| TASK INSTRUCTIONS |
Write out each line in which the string "this" is present.

— Start —

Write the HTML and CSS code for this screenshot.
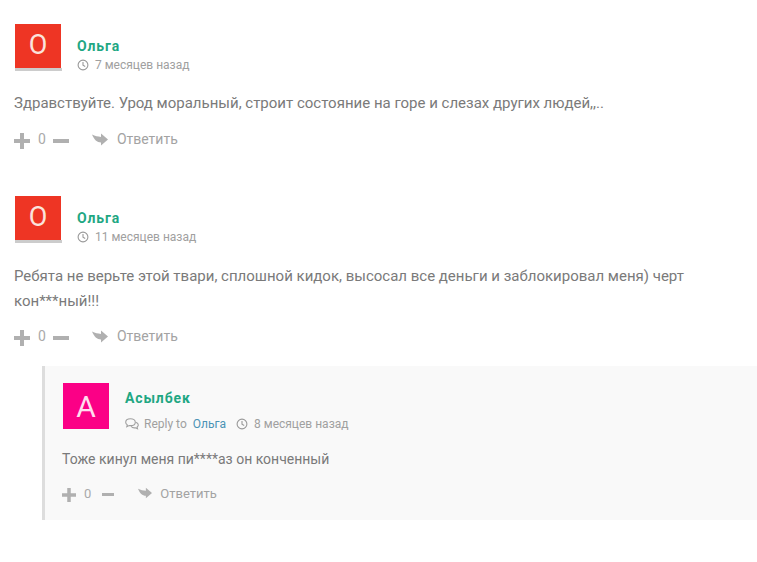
FILE: index.html
```html
<!DOCTYPE html>
<html lang="ru">
<head>
<meta charset="utf-8">
<title>Комментарии</title>
<link rel="stylesheet" href="styles.css">
</head>
<body>
<svg class="defs" width="0" height="0" aria-hidden="true">
  <symbol id="clock" viewBox="0 0 12 12"><circle cx="6" cy="6" r="4.9" fill="none" stroke="currentColor" stroke-width="1.1"/><path d="M6 3v3.2l2.2 1.2" fill="none" stroke="currentColor" stroke-width="1.1"/></symbol>
  <symbol id="plus" viewBox="0 0 16 16"><path d="M6 0h4v6h6v4h-6v6H6v-6H0V6h6z" fill="currentColor"/></symbol>
  <symbol id="minus" viewBox="0 0 16 4"><rect width="16" height="4" fill="currentColor"/></symbol>
  <symbol id="reply" viewBox="0 0 16 13"><path d="M0 1.500C3 3 6 3.500 9 4V.5l7 6-7 6V9.500C5 9.500 2 6.500 0 1.500z" fill="currentColor"/></symbol>
  <symbol id="chat" viewBox="0 0 14 12"><path d="M5.500 .7C2.700 .7 .7 2.200 .7 4.200c0 1.100.6 2 1.600 2.700L1.800 8.700l2.400-1.200c.4.100.9.100 1.300.1 2.800 0 4.800-1.500 4.800-3.400S8.300 .7 5.500 .7z" fill="none" stroke="currentColor" stroke-width="1.100"/><path d="M10.800 4.200c1.500.5 2.500 1.600 2.500 2.800 0 .8-.5 1.500-1.200 2.100l.4 1.700-2.100-1c-1.700.3-3.500-.3-4.300-1.500" fill="none" stroke="currentColor" stroke-width="1.100"/></symbol>
</svg>
<main class="comments">
  <article class="comment first">
    <header class="head">
      <div class="avatar red"><span>О</span></div>
      <div class="meta">
        <div class="name">Ольга</div>
        <div class="info"><svg class="ico-clock"><use href="#clock"/></svg><span>7 месяцев назад</span></div>
      </div>
    </header>
    <p class="text">Здравствуйте. Урод моральный, строит состояние на горе и слезах других людей,,..</p>
    <footer class="actions">
      <svg class="ico-plus"><use href="#plus"/></svg><span class="count">0</span><svg class="ico-minus"><use href="#minus"/></svg>
      <svg class="ico-reply"><use href="#reply"/></svg><span class="answer">Ответить</span>
    </footer>
  </article>
  <article class="comment second">
    <header class="head">
      <div class="avatar red"><span>О</span></div>
      <div class="meta">
        <div class="name">Ольга</div>
        <div class="info"><svg class="ico-clock"><use href="#clock"/></svg><span>11 месяцев назад</span></div>
      </div>
    </header>
    <p class="text">Ребята не верьте этой твари, сплошной кидок, высосал все деньги и заблокировал меня) черт кон***ный!!!</p>
    <footer class="actions">
      <svg class="ico-plus"><use href="#plus"/></svg><span class="count">0</span><svg class="ico-minus"><use href="#minus"/></svg>
      <svg class="ico-reply"><use href="#reply"/></svg><span class="answer">Ответить</span>
    </footer>
  </article>
  <article class="child">
    <header class="head child-head">
      <div class="avatar pink"><span>А</span></div>
      <div class="meta">
        <div class="name">Асылбек</div>
        <div class="info"><svg class="ico-chat"><use href="#chat"/></svg><span class="reply-to">Reply to</span><a class="link">Ольга</a><svg class="ico-clock"><use href="#clock"/></svg><span>8 месяцев назад</span></div>
      </div>
    </header>
    <p class="text child-text">Тоже кинул меня пи****аз он конченный</p>
    <footer class="actions child-actions">
      <svg class="ico-plus"><use href="#plus"/></svg><span class="count">0</span><svg class="ico-minus"><use href="#minus"/></svg>
      <svg class="ico-reply"><use href="#reply"/></svg><span class="answer">Ответить</span>
    </footer>
  </article>
</main>
</body>
</html>
```
FILE: styles.css
```css
* { box-sizing: border-box; }
html, body { margin: 0; padding: 0; background: #fff; }
body { font-family: Roboto, "Liberation Sans", sans-serif; color: #777; height: 562px; overflow: hidden; }
.defs { position: absolute; }
.comments { padding-top: 24px; }
.comment { padding-left: 15px; }
.second { margin-top: 47px; }
.head { display: flex; align-items: flex-start; }
.avatar { width: 46px; height: 46px; display: flex; align-items: center; justify-content: center; flex: none; }
.avatar span { display: block; }
.red { width: 47px; height: 47px; color: #fbe3dc; font-size: 27px; padding: 0 1px 5px 0; background: linear-gradient(#ee3524 0 0) 0 0 / 46px 44px no-repeat, linear-gradient(#ccc 0 0) 0 100% / 47px 3px no-repeat; }
.pink { background: #fb0086; color: #fde; font-size: 30px; }
.meta { margin-left: 15px; padding-top: 13px; }
.pink + .meta { margin-left: 16px; }
.name { font-size: 14px; font-weight: 700; color: #1fa783; letter-spacing: .85px; line-height: 18px; }
.info { display: flex; align-items: center; font-size: 12px; line-height: 16px; color: #a0a0a0; margin-top: 2px; }
.ico-clock { width: 12px; height: 12px; margin-right: 6px; color: #999; }
.text { margin: 18px 0 0 -1px; font-size: 15px; line-height: 25px; color: #7a7a7a; }
.second .text { margin-top: 19px; }
.actions { display: flex; align-items: center; margin: 13px 0 0 -1px; height: 20px; color: #b0b0b0; }
.second .actions { margin-top: 12px; }
.ico-plus { width: 16px; height: 16px; margin-top: 3px; }
.count { font-size: 14px; margin: 0 7px 0 8px; color: #aaa; }
.ico-minus { width: 16px; height: 4px; margin-top: 3px; }
.ico-reply { width: 16px; height: 13px; margin-left: 23px; margin-right: 9px; }
.answer { font-size: 14px; color: #a3a3a3; }
.child { margin: 20px 0 0 42px; height: 154px; background: #f9f9f9; border-left: 3px solid #ddd; padding: 17px 0 0 18px; }
.ico-chat { width: 14px; height: 12px; margin-right: 5px; color: #a0a0a0; }
.reply-to { margin-right: 6px; }
.link { color: #4b93b5; margin-right: 10px; }
.child-head .meta { padding-top: 6px; }
.child-head .info { margin-top: 9px; }
.child-text { margin-top: 15px; font-size: 14px; }
.child-actions { margin-top: 11px; }
.child-actions .ico-plus { width: 14px; height: 14px; }
.child-actions .ico-minus { width: 14px; height: 3px; }
.child-actions .count { font-size: 13px; margin: 0 10px 0 8px; }
.child-actions .ico-reply { width: 14px; height: 12px; margin-left: 23px; margin-right: 8px; }
.child-actions .answer { font-size: 13px; }
```
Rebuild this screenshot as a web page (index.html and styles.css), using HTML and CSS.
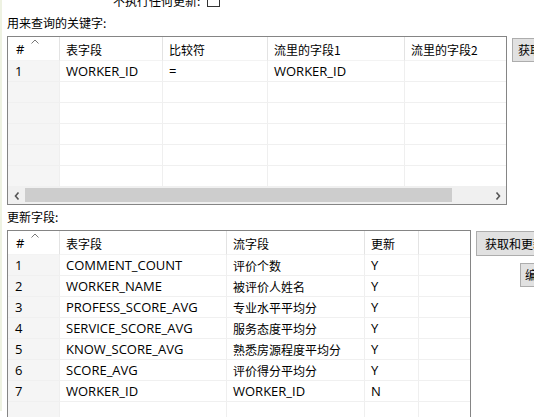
FILE: index.html
```html
<!DOCTYPE html>
<html>
<head>
<meta charset="utf-8">
<link rel="stylesheet" href="styles.css">
</head>
<body>
<div class="page">
  <div class="opt-row"><span class="zh">不执行任何更新:</span><span class="checkbox"></span></div>
  <div class="label zh">用来查询的关键字:</div>
  <div class="section">
    <div class="grid-box key-box">
      <div class="row head key-cols">
        <div class="cell num">#<svg class="sort" width="8" height="5" viewBox="0 0 8 5"><polyline points="0.5,4.5 4,1 7.5,4.5" fill="none" stroke="#777" stroke-width="1"/></svg></div>
        <div class="cell zh">表字段</div>
        <div class="cell zh">比较符</div>
        <div class="cell zh">流里的字段1</div>
        <div class="cell zh">流里的字段2</div>
      </div>
      <div class="row key-cols">
        <div class="cell num">1</div>
        <div class="cell">WORKER_ID</div>
        <div class="cell">=</div>
        <div class="cell">WORKER_ID</div>
        <div class="cell"></div>
      </div>
      <div class="row key-cols"><div class="cell num"></div><div class="cell"></div><div class="cell"></div><div class="cell"></div><div class="cell"></div></div>
      <div class="row key-cols"><div class="cell num"></div><div class="cell"></div><div class="cell"></div><div class="cell"></div><div class="cell"></div></div>
      <div class="row key-cols"><div class="cell num"></div><div class="cell"></div><div class="cell"></div><div class="cell"></div><div class="cell"></div></div>
      <div class="row key-cols"><div class="cell num"></div><div class="cell"></div><div class="cell"></div><div class="cell"></div><div class="cell"></div></div>
      <div class="row key-cols"><div class="cell num"></div><div class="cell"></div><div class="cell"></div><div class="cell"></div><div class="cell"></div></div>
      <div class="hscroll">
        <div class="arrow"><svg width="6" height="8" viewBox="0 0 6 8"><polyline points="4.5,0.5 1.5,4 4.5,7.5" fill="none" stroke="#555" stroke-width="1.6"/></svg></div>
        <div class="thumb"></div>
        <div class="track"></div>
        <div class="arrow"><svg width="6" height="8" viewBox="0 0 6 8"><polyline points="1.5,0.5 4.5,4 1.5,7.5" fill="none" stroke="#555" stroke-width="1.6"/></svg></div>
      </div>
    </div>
    <div class="side key-side">
      <button class="btn zh">获取字段</button>
    </div>
  </div>
  <div class="label label2 zh">更新字段:</div>
  <div class="section">
    <div class="grid-box upd-box">
      <div class="row head upd-cols">
        <div class="cell num">#<svg class="sort" width="8" height="5" viewBox="0 0 8 5"><polyline points="0.5,4.5 4,1 7.5,4.5" fill="none" stroke="#777" stroke-width="1"/></svg></div>
        <div class="cell zh">表字段</div>
        <div class="cell zh">流字段</div>
        <div class="cell zh">更新</div>
        <div class="cell"></div>
      </div>
      <div class="row upd-cols"><div class="cell num">1</div><div class="cell">COMMENT_COUNT</div><div class="cell zh">评价个数</div><div class="cell">Y</div><div class="cell"></div></div>
      <div class="row upd-cols"><div class="cell num">2</div><div class="cell">WORKER_NAME</div><div class="cell zh">被评价人姓名</div><div class="cell">Y</div><div class="cell"></div></div>
      <div class="row upd-cols"><div class="cell num">3</div><div class="cell">PROFESS_SCORE_AVG</div><div class="cell zh">专业水平平均分</div><div class="cell">Y</div><div class="cell"></div></div>
      <div class="row upd-cols"><div class="cell num">4</div><div class="cell">SERVICE_SCORE_AVG</div><div class="cell zh">服务态度平均分</div><div class="cell">Y</div><div class="cell"></div></div>
      <div class="row upd-cols"><div class="cell num">5</div><div class="cell">KNOW_SCORE_AVG</div><div class="cell zh">熟悉房源程度平均分</div><div class="cell">Y</div><div class="cell"></div></div>
      <div class="row upd-cols"><div class="cell num">6</div><div class="cell">SCORE_AVG</div><div class="cell zh">评价得分平均分</div><div class="cell">Y</div><div class="cell"></div></div>
      <div class="row upd-cols"><div class="cell num">7</div><div class="cell">WORKER_ID</div><div class="cell">WORKER_ID</div><div class="cell">N</div><div class="cell"></div></div>
      <div class="row upd-cols"><div class="cell num"></div><div class="cell"></div><div class="cell"></div><div class="cell"></div><div class="cell"></div></div>
    </div>
    <div class="side upd-side">
      <button class="btn btn-wide zh">获取和更新字段</button>
      <button class="btn btn-edit zh">编辑映射</button>
    </div>
  </div>
</div>
</body>
</html>
```

FILE: styles.css
```css
* { box-sizing: border-box; }
html, body { margin: 0; padding: 0; background: #fff; }
body {
  width: 534px;
  height: 417px;
  overflow: hidden;
  font-family: "Open Sans", "Noto Sans CJK SC", sans-serif;
  font-size: 13px;
  color: #000;
}
.zh {
  font-family: "Noto Sans CJK SC", "Open Sans", sans-serif;
  font-size: 12px;
}
.page {
  border-left: 2px solid #eef2e2;
  padding-left: 5px;
  height: 417px;
}
.opt-row {
  display: flex;
  align-items: center;
  height: 13px;
  margin-top: -6px;
  padding-left: 106px;
  gap: 7px;
  line-height: 13px;
}
.checkbox {
  width: 13px;
  height: 13px;
  border: 1px solid #333;
  background: #fff;
}
.label {
  line-height: 16px;
  padding-top: 8px;
  margin-bottom: 5px;
  white-space: nowrap;
}
.label2 { padding-top: 4px; }
.section {
  display: flex;
  align-items: flex-start;
}
.grid-box {
  border: 1px solid #858585;
  background: #fff;
  flex-shrink: 0;
}
.key-box { width: 500px; height: 169px; }
.upd-box { width: 464px; }
.row {
  display: grid;
  height: 21px;
}
.row.head { height: 24px; }
.key-cols { grid-template-columns: 52px 103px 105px 137px 101px; }
.upd-cols { grid-template-columns: 52px 167px 138px 54px 51px; }
.cell {
  position: relative;
  border-right: 1px solid #efefef;
  border-bottom: 1px solid #f0f0f0;
  padding-left: 6px;
  display: flex;
  align-items: center;
  white-space: nowrap;
  overflow: hidden;
}
.cell:last-child { border-right: none; }
.cell.num { background: #f5f5f5; padding-left: 7px; }
.head .cell { border-right-color: #e3e3e3; border-bottom-color: #f3f3f3; padding-top: 1px; }
.head .cell:last-child { border-right: none; }
.head .cell.num { background: #fff; padding-left: 8px; }
.sort {
  position: absolute;
  left: 23px;
  top: 2px;
}
.hscroll {
  display: flex;
  height: 17px;
  background: #f0f0f0;
}
.arrow {
  width: 17px;
  display: flex;
  align-items: center;
  justify-content: center;
}
.thumb {
  width: 427px;
  margin: 1px 0 2px;
  background: #cdcdcd;
}
.track { flex: 1; }
.side {
  display: flex;
  flex-direction: column;
  align-items: flex-start;
  flex-shrink: 0;
}
.key-side { margin-left: 5px; padding-top: 2px; }
.upd-side { margin-left: 5px; padding-top: 1px; }
.btn {
  height: 24px;
  padding: 0 5px;
  background: #e1e1e1;
  border: 1px solid #adadad;
  color: #000;
  white-space: nowrap;
  line-height: 22px;
  width: 80px;
  text-align: left;
}
.btn-wide { padding-left: 8px; width: 100px; height: 25px; }
.btn-edit { margin-top: 7px; margin-left: 44px; padding-left: 4px; }
```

— End —

| RIGHT ANSWER |
Write the HTML and CSS code for this screenshot.
Rebuild this screenshot as a web page (index.html and styles.css), using HTML and CSS.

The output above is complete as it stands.